Le “donne d’argento” e le vedove felici sono una fetta del mercato talmente interessante che è verso di loro che sono nati tutta una serie di servizi mirati ed esclusivi. Oltre ai viaggi organizzati, ai corsi, alle offerte di investimento, la rete giapponese pullula di annunci di “host club” – locali dove sono giovani uomini a “intrattenere” le donne e di iniziative commerciali “per sole donne”. Già, perché le donne, se lasciate libere di organizzarsi e con un minimo di disponibilità finanziaria, sono sicuramente più in gamba degli uomini. Nessuna remora, inoltre, nel rifarsi una vita. Anche se difficilmente ci si risposa o si passa ad una nuova convivenza. La libertà appena (ri)conquistata è troppo preziosa: un conto è divertirsi, soddisfare le proprie esigenze sessuali e/o semplicemente affettive, un conto e rimetter su casa assieme ad un uomo. “Sono stata sposata 25 anni e ho perso mio marito 10 anni fa – confida una signora di 60 anni – fino ad allora, era stato l’unico uomo della mia vita. Gli volevo bene, ma era una vita noiosa. Da qualche tempo ho conosciuto uno più giovane di me di 10 anni… ci vediamo spesso, passiamo i week end assieme. E per la prima volta apprezzo i piaceri del sesso. Ma non ho nessuna intenzione di convivere. Mai più”.

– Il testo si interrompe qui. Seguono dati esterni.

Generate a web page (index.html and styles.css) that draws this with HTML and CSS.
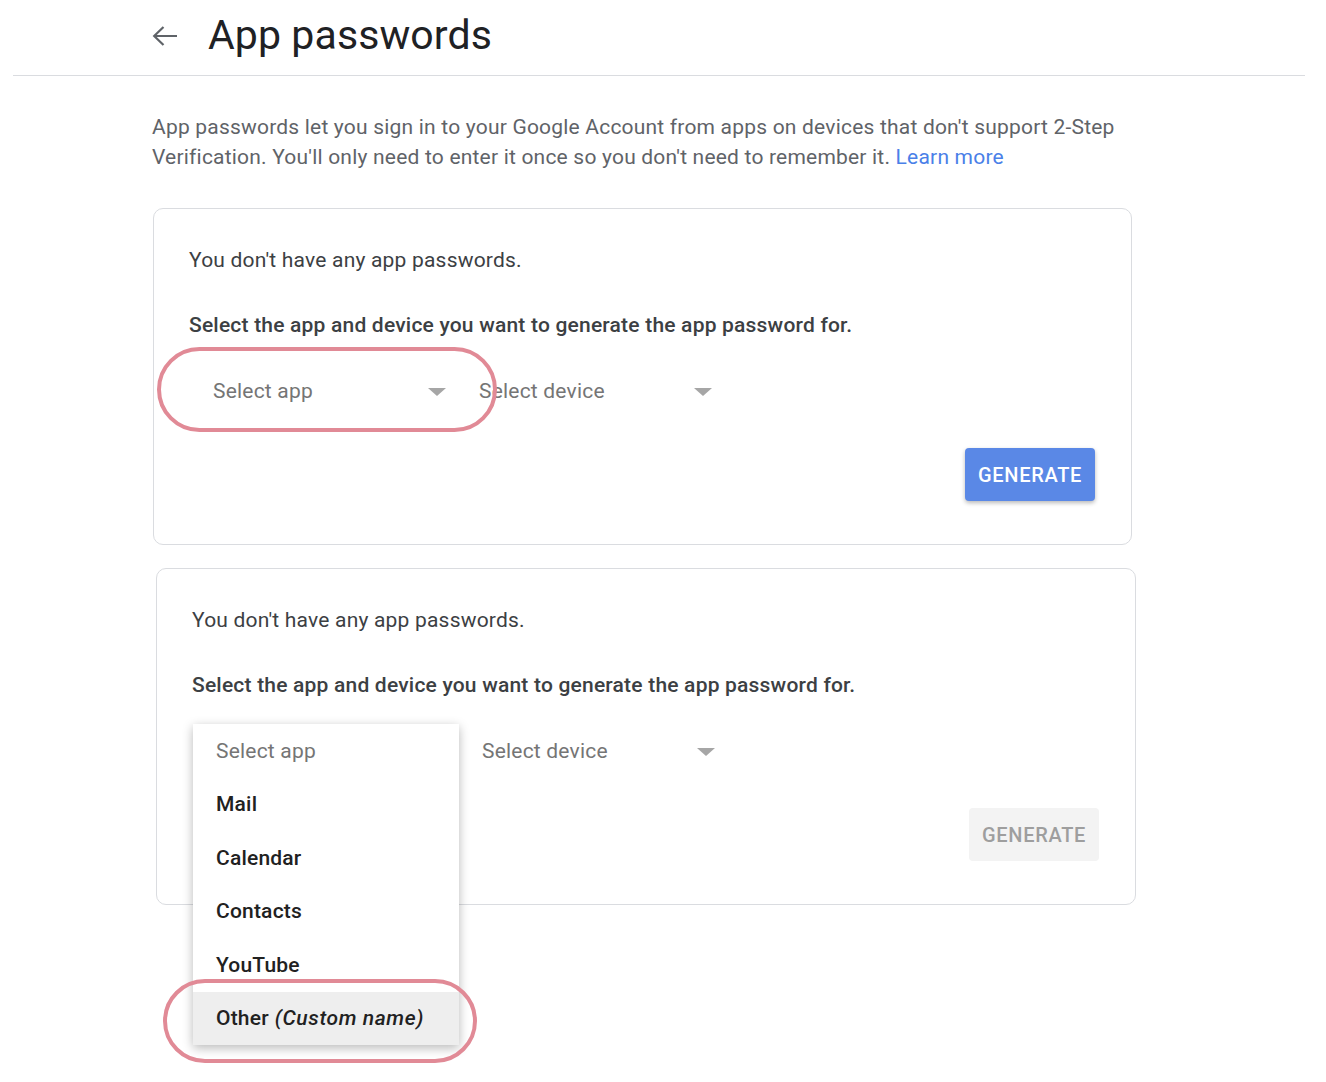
FILE: index.html
```html
<!DOCTYPE html>
<html>
<head>
<meta charset="utf-8">
<link rel="stylesheet" href="styles.css">
</head>
<body>
<div class="page">
  <header class="header">
    <svg class="back" width="26" height="22" viewBox="0 0 26 22"><path d="M25 11H2.5M11.5 2L2.2 11l9.3 9" fill="none" stroke="#5f6368" stroke-width="2.2"/></svg>
    <h1 class="title">App passwords</h1>
  </header>
  <main class="content">
    <p class="intro">App passwords let you sign in to your Google Account from apps on devices that don't support 2-Step Verification. You'll only need to enter it once so you don't need to remember it. <a class="link" href="#">Learn more</a></p>

    <section class="card">
      <p class="none">You don't have any app passwords.</p>
      <p class="instr">Select the app and device you want to generate the app password for.</p>
      <div class="selects">
        <div class="select-wrap">
          <div class="select"><span>Select app</span><span class="caret"></span></div>
          <div class="ring ring-app"></div>
        </div>
        <div class="select"><span>Select device</span><span class="caret"></span></div>
      </div>
      <div class="actions"><button class="btn">GENERATE</button></div>
    </section>

    <section class="card card-two">
      <p class="none">You don't have any app passwords.</p>
      <p class="instr">Select the app and device you want to generate the app password for.</p>
      <div class="selects">
        <div class="select-wrap">
          <div class="select"><span>Select app</span><span class="caret"></span></div>
          <ul class="menu">
            <li class="item placeholder">Select app</li>
            <li class="item">Mail</li>
            <li class="item">Calendar</li>
            <li class="item">Contacts</li>
            <li class="item">YouTube</li>
            <li class="item active">Other <em>(Custom name)</em></li>
          </ul>
          <div class="ring ring-other"></div>
        </div>
        <div class="select"><span>Select device</span><span class="caret"></span></div>
      </div>
      <div class="actions"><button class="btn btn-disabled">GENERATE</button></div>
    </section>
  </main>
</div>
</body>
</html>
```

FILE: styles.css
```css
* { box-sizing: border-box; }
html, body { margin: 0; padding: 0; background: #fff; }
body {
  font-family: Roboto, "Noto Sans", Arial, sans-serif;
  color: #3c4043;
  min-height: 1082px;
}

.page { margin: 0 21px 0 13px; min-height: 1082px; }

.header {
  height: 76px;
  border-bottom: 1px solid #dadce0;
  display: flex;
  align-items: center;
  padding-left: 139px;
  padding-bottom: 6px;
}
.back { display: block; margin-top: 2px; }
.title {
  margin: 0 0 0 30px;
  font-size: 41px;
  font-weight: 400;
  color: #202124;
  letter-spacing: 0.1px;
}

.content { padding-left: 140px; padding-bottom: 180px; }

.intro {
  margin: 36px 0 0 -1px;
  width: 985px;
  font-size: 21px;
  line-height: 30px;
  color: #5f6368;
  letter-spacing: 0.2px;
}
.link { color: #4a80e8; text-decoration: none; }

.card {
  width: 979px;
  margin-top: 36px;
  border: 1px solid #dadce0;
  border-radius: 10px;
  padding: 36px 36px 43px 35px;
}
.card-two { margin-top: 23px; margin-left: 3px; width: 980px; }

.none, .instr {
  margin: 0;
  font-size: 21px;
  line-height: 30px;
  letter-spacing: 0.2px;
  color: #3c4043;
}
.instr { margin-top: 35px; font-weight: 500; }

.selects { display: flex; margin-top: 24px; margin-left: 1px; }
.select-wrap { position: relative; }
.select {
  width: 266px;
  height: 53px;
  display: flex;
  align-items: center;
  justify-content: space-between;
  padding: 0 10px 0 23px;
  font-size: 21px;
  color: #757575;
  letter-spacing: 0.2px;
}
.caret {
  width: 0; height: 0;
  border-left: 9px solid transparent;
  border-right: 9px solid transparent;
  border-top: 8px solid #a6a6a6;
  margin-top: 2px;
}

.actions { display: flex; justify-content: flex-end; margin-top: 31px; }
.btn {
  width: 130px;
  height: 53px;
  border: 0;
  border-radius: 4px;
  background: #5a88e6;
  color: #fff;
  font-family: Roboto, "Noto Sans", Arial, sans-serif;
  font-size: 20px;
  font-weight: 500;
  letter-spacing: 0.7px;
  box-shadow: 0 2px 4px rgba(0,0,0,0.28);
}
.btn-disabled {
  background: #f3f3f3;
  color: #9e9e9e;
  box-shadow: none;
}

.menu {
  position: absolute;
  left: 0; top: 0;
  width: 266px;
  margin: 0; padding: 0;
  list-style: none;
  background: #fff;
  box-shadow: 0 3px 10px rgba(0,0,0,0.28);
  z-index: 2;
}
.item {
  height: 53.5px;
  display: flex;
  align-items: center;
  padding-left: 23px;
  font-size: 21px;
  font-weight: 500;
  color: #212121;
  letter-spacing: 0.2px;
}
.item em { margin-left: 6px; font-weight: 500; letter-spacing: 0.6px; }
.placeholder { color: #757575; font-weight: 400; }
.active { background: #eeeeee; }

.ring {
  position: absolute;
  border: 4px solid #e18a96;
  border-radius: 45px;
  z-index: 3;
  pointer-events: none;
}
.ring-app { left: -33px; top: -17px; width: 340px; height: 85px; }
.ring-other { left: -30px; top: 255px; width: 314px; height: 84px; }
```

Curioso. Mentre i giovani sono sempre più disinteressati al sesso – secondo un’inchiesta governativa il 45% delle donne giapponesi all’apice dell’eta riproduttiva (16-24 anni) non sono interessate al sesso, mentre aumenta, per entrambi i sessi il ricorso al sesso solitario – la “terza età” lo riscopre. Un altro elemento, un altro spunto di riflessione su una società che già di per sé sconosciuta o comunque di difficile decifrazione sta rapidamente trasformandosi in qualcosa di profondamente diverso da quello che era, come giustamente osserva lo studioso Nicolas Eberstadt “Il Giappone è in procinto di subire una trasformazione demografica più radicale di quella in atto in Germania e in altri paesi nelle stesse condizioni, fra cui l’Italia”. Un paese di single, insomma. In via di estinzione?